Introduction

EdNet is a package for training deep neural network models with fully connected layers on a number of different regression and classification tasks. This package was built as a personal project to develop my coding skills and my understanding of neural networks and the algorithms used to train them. While there are many deep learning libraries out there that are faster and contain far greater functionality, this one is simple and easy to use in R. You may find it useful if you want a neural network package in R to play around with in order to improve your understanding and hone your intuition on network architectures and hyperparameters.
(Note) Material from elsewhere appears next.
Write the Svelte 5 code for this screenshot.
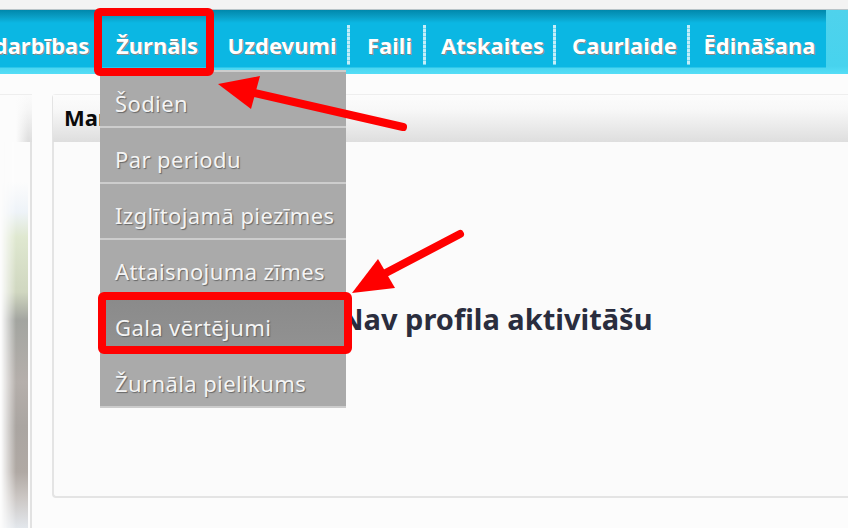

Currently EdNet supports binary and multiclass classification as well as regression for the following distributions: Normal, Poisson, Gamma, Tweedie. Drop-out and L1 and L2 regularisation are also supported, as well as training with weights and offset models. Training can be with or without mini-batch learning and with Gradient Descent, Momentum, RMSProp, or Adam optimisation.

Installation

EdNet can be installed directly from GitHub using the devtools package. The code is below.

devtools::install_github("EdwinGraham/EdNet")

Binary classification example

EdNet comes with a number of dummy datasets with which to try out different model architectures and parameters to begin to get a feel for them. For this example we will load in the dummy binary data into our environment.

library(EdNet)
data("dfBinary")
head(dfBinary)

There are 3 random normally distributed variables, x1, x2 and x3 and a binary target variable that depends in some probabilistic way on the other variables. We will train a neural network with 5 hidden layers for 10 epochs, using out the first 200 rows as holdout data.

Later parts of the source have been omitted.